Set down, exactly as written, the lines from the top of the data to the line that holds "import clsx from 'clsx';", and omit the pictures.
══════════════════════════════
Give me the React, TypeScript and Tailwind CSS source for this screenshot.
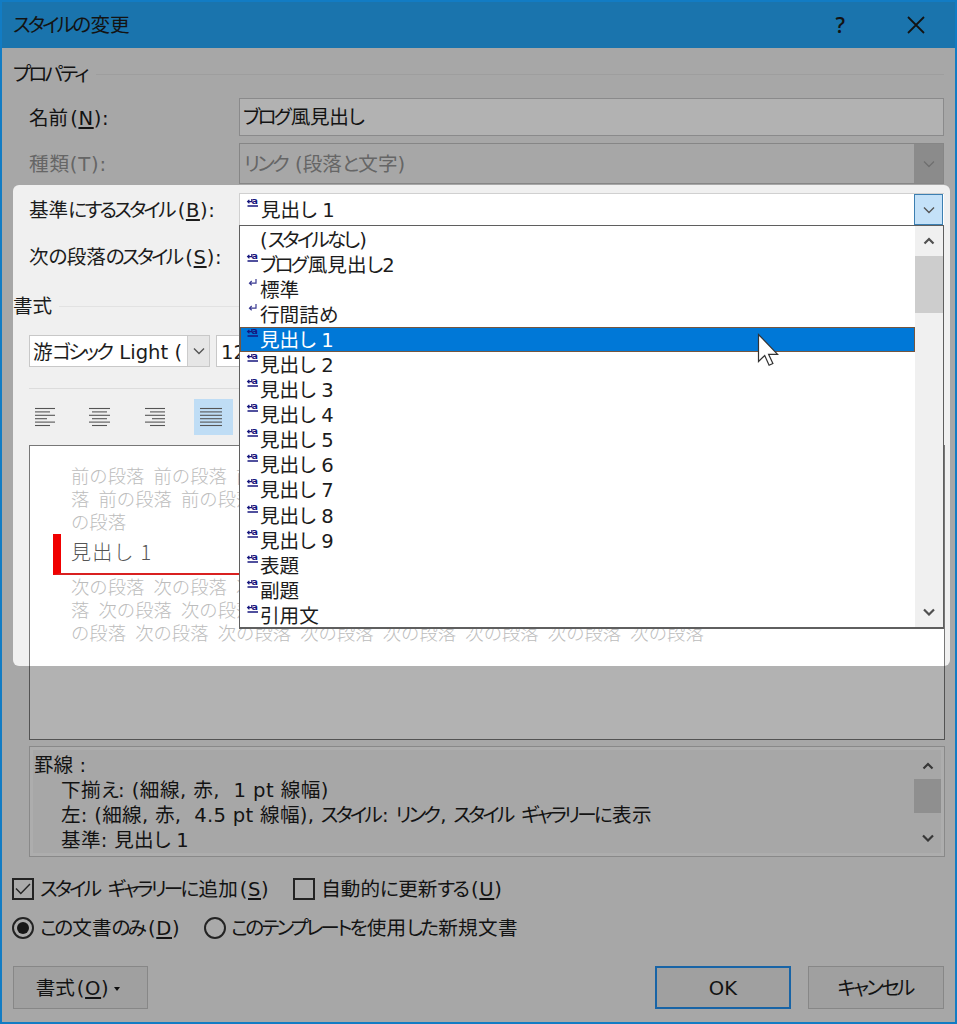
import React from 'react';
import clsx from 'clsx';

const STYLES = [
  { name: '(スタイルなし)', kind: 'none' },
  { name: 'ブログ風見出し2', kind: 'linked' },
  { name: '標準', kind: 'paragraph' },
  { name: '行間詰め', kind: 'paragraph' },
  { name: '見出し 1', kind: 'linked' },
  { name: '見出し 2', kind: 'linked' },
  { name: '見出し 3', kind: 'linked' },
  { name: '見出し 4', kind: 'linked' },
  { name: '見出し 5', kind: 'linked' },
  { name: '見出し 6', kind: 'linked' },
  { name: '見出し 7', kind: 'linked' },
  { name: '見出し 8', kind: 'linked' },
  { name: '見出し 9', kind: 'linked' },
  { name: '表題', kind: 'linked' },
  { name: '副題', kind: 'linked' },
  { name: '引用文', kind: 'linked' },
];

const SELECTED = '見出し 1';

/** UI text: kana is set tighter than kanji, the access key is underlined */
function Label({ text, accessKey, className }: { text: string; accessKey?: string; className?: string }) {
  const runs = text.split(/([\u3040-\u30ff]+)/).filter(Boolean);
  return (
    <span className={clsx('whitespace-pre', className)}>
      {runs.map((run, i) => (
        <span key={i} className={/[\u3040-\u30ff]/.test(run) ? 'mr-[0.1em] tracking-[-0.14em]' : ''}>
          {run}
        </span>
      ))}
      {accessKey && (
        <span className="ml-[2px] tracking-[0.6px]">
          (<span className="underline decoration-2 underline-offset-2">{accessKey}</span>)
        </span>
      )}
    </span>
  );
}

function Chevron({ up, bold, className }: { up?: boolean; bold?: boolean; className?: string }) {
  return (
    <svg width="12" height="8" viewBox="0 0 12 8" fill="none" stroke="currentColor" strokeWidth={bold ? 2.2 : 1.4} className={className}>
      <path d={up ? 'M1.5 6.5 6 2l4.5 4.5' : 'M1 1.5 6 6.5l5-5'} />
    </svg>
  );
}

function StyleIcon({ kind }: { kind: string }) {
  if (kind === 'linked') {
    return (
      <svg width="12" height="10" viewBox="0 0 12 10" fill="none" stroke="#16167e" className="overflow-visible">
        <path d="M4.8 1v2.6H.6M2.4 1.8.6 3.6l1.8 1.8" strokeWidth="1.2" />
        <text x="4.6" y="5.8" fontSize="9.5" fontWeight="700" fill="#16167e" stroke="none">a</text>
        <path d="M.5 8h10.5" strokeWidth="1.5" />
      </svg>
    );
  }
  if (kind === 'paragraph') {
    return (
      <svg width="12" height="10" viewBox="0 0 12 10" fill="none" stroke="#3a3a92">
        <path d="M9 1v4.2H2.5M4.7 3 2.5 5.2l2.2 2" strokeWidth="1.2" />
      </svg>
    );
  }
  return null;
}

function AlignIcon({ rows }: { rows: [number, number][] }) {
  return (
    <svg width="22" height="20" viewBox="0 0 22 20" stroke="#555" strokeWidth="1.1">
      {rows.map(([from, to], i) => (
        <path key={i} d={`M${from} ${1.5 + i * 3.4}H${to}`} />
      ))}
    </svg>
  );
}

function GroupHeader({ text, className }: { text: string; className?: string }) {
  return (
    <div className={clsx('flex h-6 items-center gap-[7px] pl-[13px] pr-[13px]', className)}>
      <Label text={text} className="pt-px" />
      <div className="h-px flex-1 bg-[#e2e2e2]" />
    </div>
  );
}

function StyleList() {
  return (
    <div className="absolute left-[239px] top-[225px] flex h-[404px] w-[705px] border border-b-2 border-[#5f5f5f] bg-white">
      <ul className="flex-1 pt-px">
        {STYLES.map((s) => (
          <li
            key={s.name}
            className={clsx(
              'flex h-[25.05px] items-start border pl-[6px]',
              s.name === SELECTED ? 'border-[#75563f] bg-[#0078d7] bg-clip-padding text-white' : 'border-transparent',
            )}
          >
            <span className="w-[13px] leading-none">
              <StyleIcon kind={s.kind} />
            </span>
            <Label text={s.name} className="leading-[25px]" />
          </li>
        ))}
      </ul>
      <div className="flex w-[28px] flex-col items-center bg-[#f0f0f0] text-[#505050]">
        <Chevron up bold className="my-[11px] shrink-0" />
        <div className="h-[57px] w-full bg-[#cdcdcd]" />
        <Chevron bold className="mb-[11px] mt-auto shrink-0" />
      </div>
    </div>
  );
}

export default function App() {
  return (
    <div className="relative flex h-[1024px] w-[957px] flex-col overflow-hidden bg-[#f0f0f0] font-['DejaVu_Sans','Noto_Sans_CJK_JP',sans-serif] text-[19.6px] leading-[25px] text-[#1c1c1c] [font-feature-settings:'palt']">
      {/* Title bar */}
      <header className="flex h-12 shrink-0 items-center bg-[#26a7f8] pl-[13px] pr-[32px] pt-0.5">
        <Label text="スタイルの変更" className="flex-1" />
        <span className="mr-[62px] font-['Open_Sans',sans-serif] text-[21px] font-semibold">?</span>
        <svg width="18" height="18" viewBox="0 0 18 18" stroke="currentColor" strokeWidth="1.8">
          <path d="M1 1l16 16M17 1 1 17" />
        </svg>
      </header>

      <GroupHeader text="プロパティ" className="mt-[14px]" />
      <div className="mt-3 flex h-[38px] items-center pl-[29px] pr-[13px]">
        <span className="w-[210px] pt-0.5"><Label text="名前" accessKey="N" />:</span>
        <div className="flex h-full flex-1 items-center border border-[#c6c6c8] bg-white pl-[3px]">
          <Label text="ブログ風見出し" className="tracking-[-0.4px]" />
        </div>
      </div>
      <div className="mt-[7px] flex h-[41px] items-center pl-[29px] pr-[13px] text-[#929292]">
        <span className="w-[210px] pt-0.5 tracking-[0.8px]">種類(T):</span>
        <div className="flex h-full flex-1 items-center border border-[#c0c0c0] pl-1">
          <Label text="リンク (段落と文字)" className="flex-1 pt-0.5" />
          <div className="flex h-full w-[29px] items-center justify-center bg-[#c8c8c8] text-[#a0a0a0]">
            <Chevron />
          </div>
        </div>
      </div>
      <div className="mt-[9px] flex h-8 items-center pl-[29px] pr-[13px]">
        <span className="w-[210px] pt-0.5"><Label text="基準にするスタイル" accessKey="B" />:</span>
        <div className="flex h-full flex-1 items-center border-l border-t border-[#d0d0d0] bg-white pl-[7px]">
          <span className="w-[14px] self-start pt-1 leading-none"><StyleIcon kind="linked" /></span>
          <Label text={SELECTED} className="flex-1 pt-0.5" />
          <div className="mr-px flex h-full w-[29px] items-center justify-center border border-[#3c7fb1] bg-[#c4e1f8] text-[#555]">
            <Chevron />
          </div>
        </div>
      </div>
      <div className="mt-[20px] h-[25px] pl-[29px]">
        <Label text="次の段落のスタイル" accessKey="S" />:
      </div>

      <GroupHeader text="書式" className="mt-6" />
      <div className="mt-[17px] flex h-8 gap-1.5 pl-[29px]">
        <div className="flex w-[181px] items-center border border-[#c8c8c8] bg-white pl-[3px]">
          <div className="flex-1 overflow-hidden whitespace-nowrap pt-0.5"><Label text="游ゴシック Light (" /></div>
          <div className="ml-px flex h-full w-[22px] items-center justify-center border-l border-[#ccc] bg-[#e6e6e6] text-[#555]">
            <Chevron />
          </div>
        </div>
        <div className="flex w-[80px] items-center border border-[#c8c8c8] bg-white pl-1 pt-0.5">12</div>
      </div>
      <div className="ml-[29px] mr-[13px] mt-[21px] h-px bg-[#dcdcdc]" />
      <div className="mt-[10px] flex h-9 items-center pl-[26px]">
        <div className="flex h-full w-[38px] items-center justify-center"><AlignIcon rows={[[1, 21], [1, 16], [1, 21], [1, 13], [1, 21], [1, 16]]} /></div>
        <div className="ml-[17px] flex h-full w-[38px] items-center justify-center"><AlignIcon rows={[[0, 21], [3, 18], [0, 21], [3, 18], [0, 21], [3, 18]]} /></div>
        <div className="ml-[17px] flex h-full w-[38px] items-center justify-center"><AlignIcon rows={[[1, 21], [6, 21], [1, 21], [8, 21], [1, 21], [6, 21]]} /></div>
        <div className="ml-[20px] flex h-full w-[39px] items-center justify-center bg-[#bfddf5] pr-[6px]"><AlignIcon rows={[[0, 22], [0, 22], [0, 22], [0, 22], [0, 22], [0, 22]]} /></div>
      </div>

      {/* Preview */}
      <div className="ml-[29px] mt-[10px] h-[295px] w-[916px] shrink-0 border border-[#777] bg-white pt-[18px] font-['Noto_Sans_CJK_JP',sans-serif] text-[18.35px] font-light leading-[23.2px] text-[#bcbcbc] [font-feature-settings:normal]">
        <div className="whitespace-pre pl-[41px] [word-spacing:5.1px]">
          <div>前の段落 前の段落 前</div>
          <div>落 前の段落 前の段落</div>
          <div>の段落</div>
        </div>
        <div className="ml-[23px] mr-[30px] h-[41px] border-b-2 border-l-8 border-b-[#d92020] border-l-[#f00000] pl-[10px] text-[20px] leading-[36px] tracking-[1.3px] text-[#555]">
          見出し 1
        </div>
        <div className="whitespace-pre pl-[41px] [word-spacing:5.1px]">
          <div>次の段落 次の段落 次</div>
          <div>落 次の段落 次の段落</div>
          <div>の段落 次の段落 次の段落 次の段落 次の段落 次の段落 次の段落 次の段落</div>
        </div>
      </div>

      {/* Description */}
      <div className="ml-[29px] mt-[6px] flex h-[111px] w-[916px] shrink-0 border border-[#c4c4c4] bg-[#f8f8f8] p-[3px]">
        <div className="flex-1 bg-[#f0f0f0] pl-px pt-[3px]">
          <div><Label text="罫線 :" /></div>
          <div className="pl-[27px] tracking-[0.45px]"><Label text="下揃え: (細線, 赤,  1 pt 線幅)" /></div>
          <div className="pl-[27px] tracking-[0.28px]"><Label text="左: (細線, 赤,  4.5 pt 線幅), スタイル: リンク, スタイル ギャラリーに表示" /></div>
          <div className="pl-[27px] tracking-[0.3px]"><Label text="基準: 見出し 1" /></div>
        </div>
        <div className="flex w-[27px] flex-col items-center bg-[#f0f0f0] text-[#505050]">
          <Chevron up bold className="mb-[9px] mt-[12px] shrink-0" />
          <div className="h-[34px] w-full bg-[#cdcdcd]" />
          <Chevron bold className="mb-[11px] mt-auto shrink-0" />
        </div>
      </div>

      <div className="mt-[19px] flex h-[26px] items-center pl-[12px]">
        <div className="mr-[6px] flex h-[22px] w-[22px] items-center justify-center border-2 border-[#333] bg-[#f4f4f4]">
          <svg width="18" height="16" viewBox="0 0 18 16" fill="none" stroke="#333" strokeWidth="1.4">
            <path d="M2 7.5 6.8 12.5 16 3" />
          </svg>
        </div>
        <Label text="スタイル ギャラリーに追加" accessKey="S" className="pt-px" />
        <div className="ml-[24px] mr-[6px] h-[22px] w-[22px] border-2 border-[#333] bg-[#f4f4f4]" />
        <Label text="自動的に更新する" accessKey="U" className="pt-px" />
      </div>
      <div className="mt-[13px] flex h-[26px] items-center pl-[12px]">
        <div className="mr-[6px] flex h-[22px] w-[22px] items-center justify-center rounded-full border-2 border-[#333] bg-[#f4f4f4]">
          <div className="h-3 w-3 rounded-full bg-[#222]" />
        </div>
        <Label text="この文書のみ" accessKey="D" className="pt-px" />
        <div className="ml-[24px] mr-[5px] h-[22px] w-[22px] rounded-full border-2 border-[#333] bg-[#f4f4f4]" />
        <Label text="このテンプレートを使用した新規文書" className="pt-px tracking-[0.3px]" />
      </div>

      <footer className="mt-[25px] flex h-[43px] pl-[13px] pr-[13px]">
        <button className="flex w-[135px] items-center justify-center border border-[#c2c2c2] bg-[#e5e5e5] pr-[5px] pt-0.5">
          <Label text="書式" accessKey="O" />
          <svg width="6" height="4" viewBox="0 0 6 4" className="ml-[5px]"><path d="M0 0h6L3 4z" fill="#161616" /></svg>
        </button>
        <button className="ml-auto w-[136px] border-2 border-[#2390ee] bg-[#e5e5e5] pt-0.5">OK</button>
        <button className="ml-[17px] w-[136px] border border-[#c2c2c2] bg-[#e5e5e5] pt-0.5"><Label text="キャンセル" /></button>
      </footer>

      <StyleList />

      {/* Mouse pointer */}
      <svg width="22" height="34" viewBox="0 0 22 34" className="absolute left-[757px] top-[333px]">
        <path d="M1.5 1.5v27l6.2-6 4.4 9.8 3.8-1.8-4.3-9.2h9z" fill="#fff" stroke="#333" strokeWidth="1.2" />
      </svg>

      {/* Spotlight: everything outside of it is dimmed */}
      <div className="pointer-events-none absolute left-[13px] top-[185px] h-[481px] w-[937px] rounded-md shadow-[0_0_0_1200px_rgba(0,0,0,0.3)]" />
      <div className="pointer-events-none absolute inset-0 border-2 border-[#127cc4]" />
    </div>
  );
}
══════════════════════════════
== FULL OUTPUT ==
Give me the React, TypeScript and Tailwind CSS source for this screenshot.
import React from 'react';
import clsx from 'clsx';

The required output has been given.